• _INSTRUCTION_
Copy out every line exactly, passing over the pictures.
==========
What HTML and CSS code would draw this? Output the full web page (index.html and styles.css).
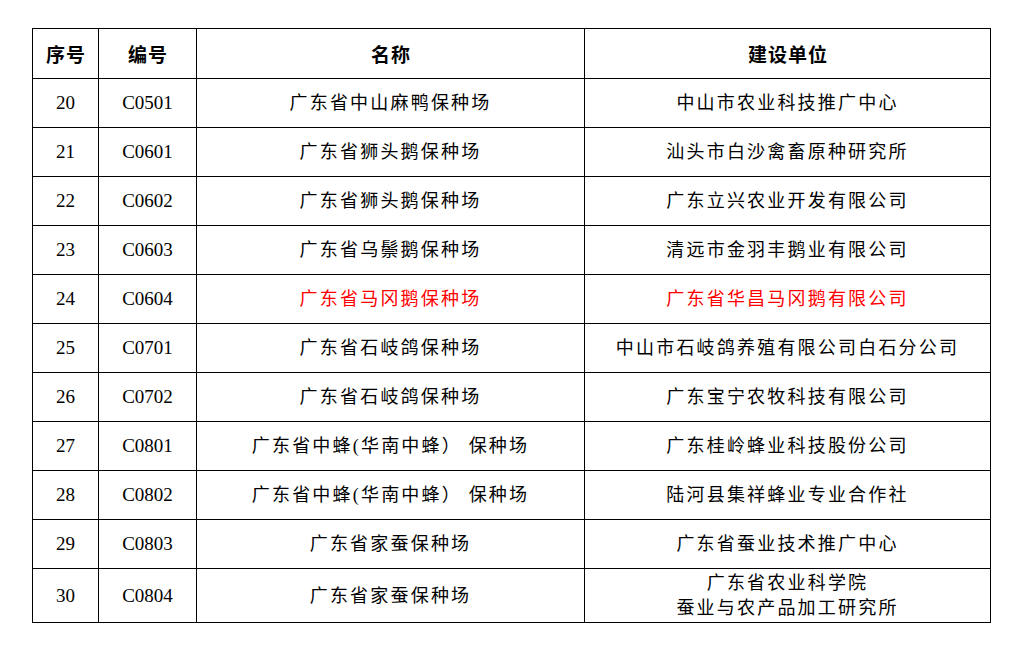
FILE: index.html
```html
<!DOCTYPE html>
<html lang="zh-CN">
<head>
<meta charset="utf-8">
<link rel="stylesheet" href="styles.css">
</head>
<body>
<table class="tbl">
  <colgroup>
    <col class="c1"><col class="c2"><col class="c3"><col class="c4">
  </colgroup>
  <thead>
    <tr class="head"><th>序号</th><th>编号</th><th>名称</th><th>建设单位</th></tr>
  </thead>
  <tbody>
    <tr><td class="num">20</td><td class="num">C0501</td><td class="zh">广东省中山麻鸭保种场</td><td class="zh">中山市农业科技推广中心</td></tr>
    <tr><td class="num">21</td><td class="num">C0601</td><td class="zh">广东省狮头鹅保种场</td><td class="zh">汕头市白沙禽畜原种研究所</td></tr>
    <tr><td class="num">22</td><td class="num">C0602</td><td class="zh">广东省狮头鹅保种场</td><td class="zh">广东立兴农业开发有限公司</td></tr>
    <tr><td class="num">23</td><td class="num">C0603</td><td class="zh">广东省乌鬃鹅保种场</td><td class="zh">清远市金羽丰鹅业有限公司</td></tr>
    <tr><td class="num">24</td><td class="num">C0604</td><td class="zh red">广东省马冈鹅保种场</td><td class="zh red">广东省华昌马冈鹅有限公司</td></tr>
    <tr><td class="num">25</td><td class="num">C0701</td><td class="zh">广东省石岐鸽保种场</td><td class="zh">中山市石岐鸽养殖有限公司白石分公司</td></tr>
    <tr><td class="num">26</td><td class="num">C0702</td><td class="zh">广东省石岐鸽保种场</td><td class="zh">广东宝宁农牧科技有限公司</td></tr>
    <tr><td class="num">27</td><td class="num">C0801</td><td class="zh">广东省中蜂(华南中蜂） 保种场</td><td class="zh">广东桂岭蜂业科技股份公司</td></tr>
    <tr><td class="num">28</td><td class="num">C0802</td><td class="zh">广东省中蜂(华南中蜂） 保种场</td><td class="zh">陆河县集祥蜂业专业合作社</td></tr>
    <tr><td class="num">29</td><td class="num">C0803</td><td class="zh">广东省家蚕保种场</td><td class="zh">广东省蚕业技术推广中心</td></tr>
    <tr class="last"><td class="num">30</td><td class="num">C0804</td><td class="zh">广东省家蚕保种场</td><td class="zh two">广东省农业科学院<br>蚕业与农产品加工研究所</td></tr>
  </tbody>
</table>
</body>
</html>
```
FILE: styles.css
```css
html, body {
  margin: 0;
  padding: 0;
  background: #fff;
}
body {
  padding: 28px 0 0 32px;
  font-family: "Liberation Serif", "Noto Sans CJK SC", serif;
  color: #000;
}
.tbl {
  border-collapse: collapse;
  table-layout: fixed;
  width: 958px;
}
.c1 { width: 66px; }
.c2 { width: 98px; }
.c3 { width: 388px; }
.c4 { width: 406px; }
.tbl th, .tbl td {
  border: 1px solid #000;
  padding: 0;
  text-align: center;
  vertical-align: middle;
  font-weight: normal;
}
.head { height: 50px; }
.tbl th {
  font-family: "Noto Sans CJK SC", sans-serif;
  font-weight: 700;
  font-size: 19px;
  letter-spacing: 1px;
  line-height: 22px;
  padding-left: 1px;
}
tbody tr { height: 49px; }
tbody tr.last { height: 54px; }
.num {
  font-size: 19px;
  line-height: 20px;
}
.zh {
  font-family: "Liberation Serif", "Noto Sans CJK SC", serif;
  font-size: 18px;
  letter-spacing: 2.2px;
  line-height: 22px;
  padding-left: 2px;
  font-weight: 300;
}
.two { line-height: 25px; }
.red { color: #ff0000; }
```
==========
• _ANSWER BELOW_
What HTML and CSS code would draw this? Output the full web page (index.html and styles.css).
FILE: index.html
```html
<!DOCTYPE html>
<html lang="zh-CN">
<head>
<meta charset="utf-8">
<link rel="stylesheet" href="styles.css">
</head>
<body>
<table class="tbl">
  <colgroup>
    <col class="c1"><col class="c2"><col class="c3"><col class="c4">
  </colgroup>
  <thead>
    <tr class="head"><th>序号</th><th>编号</th><th>名称</th><th>建设单位</th></tr>
  </thead>
  <tbody>
    <tr><td class="num">20</td><td class="num">C0501</td><td class="zh">广东省中山麻鸭保种场</td><td class="zh">中山市农业科技推广中心</td></tr>
    <tr><td class="num">21</td><td class="num">C0601</td><td class="zh">广东省狮头鹅保种场</td><td class="zh">汕头市白沙禽畜原种研究所</td></tr>
    <tr><td class="num">22</td><td class="num">C0602</td><td class="zh">广东省狮头鹅保种场</td><td class="zh">广东立兴农业开发有限公司</td></tr>
    <tr><td class="num">23</td><td class="num">C0603</td><td class="zh">广东省乌鬃鹅保种场</td><td class="zh">清远市金羽丰鹅业有限公司</td></tr>
    <tr><td class="num">24</td><td class="num">C0604</td><td class="zh red">广东省马冈鹅保种场</td><td class="zh red">广东省华昌马冈鹅有限公司</td></tr>
    <tr><td class="num">25</td><td class="num">C0701</td><td class="zh">广东省石岐鸽保种场</td><td class="zh">中山市石岐鸽养殖有限公司白石分公司</td></tr>
    <tr><td class="num">26</td><td class="num">C0702</td><td class="zh">广东省石岐鸽保种场</td><td class="zh">广东宝宁农牧科技有限公司</td></tr>
    <tr><td class="num">27</td><td class="num">C0801</td><td class="zh">广东省中蜂(华南中蜂） 保种场</td><td class="zh">广东桂岭蜂业科技股份公司</td></tr>
    <tr><td class="num">28</td><td class="num">C0802</td><td class="zh">广东省中蜂(华南中蜂） 保种场</td><td class="zh">陆河县集祥蜂业专业合作社</td></tr>
    <tr><td class="num">29</td><td class="num">C0803</td><td class="zh">广东省家蚕保种场</td><td class="zh">广东省蚕业技术推广中心</td></tr>
    <tr class="last"><td class="num">30</td><td class="num">C0804</td><td class="zh">广东省家蚕保种场</td><td class="zh two">广东省农业科学院<br>蚕业与农产品加工研究所</td></tr>
  </tbody>
</table>
</body>
</html>
```
FILE: styles.css
```css
html, body {
  margin: 0;
  padding: 0;
  background: #fff;
}
body {
  padding: 28px 0 0 32px;
  font-family: "Liberation Serif", "Noto Sans CJK SC", serif;
  color: #000;
}
.tbl {
  border-collapse: collapse;
  table-layout: fixed;
  width: 958px;
}
.c1 { width: 66px; }
.c2 { width: 98px; }
.c3 { width: 388px; }
.c4 { width: 406px; }
.tbl th, .tbl td {
  border: 1px solid #000;
  padding: 0;
  text-align: center;
  vertical-align: middle;
  font-weight: normal;
}
.head { height: 50px; }
.tbl th {
  font-family: "Noto Sans CJK SC", sans-serif;
  font-weight: 700;
  font-size: 19px;
  letter-spacing: 1px;
  line-height: 22px;
  padding-left: 1px;
}
tbody tr { height: 49px; }
tbody tr.last { height: 54px; }
.num {
  font-size: 19px;
  line-height: 20px;
}
.zh {
  font-family: "Liberation Serif", "Noto Sans CJK SC", serif;
  font-size: 18px;
  letter-spacing: 2.2px;
  line-height: 22px;
  padding-left: 2px;
  font-weight: 300;
}
.two { line-height: 25px; }
.red { color: #ff0000; }
```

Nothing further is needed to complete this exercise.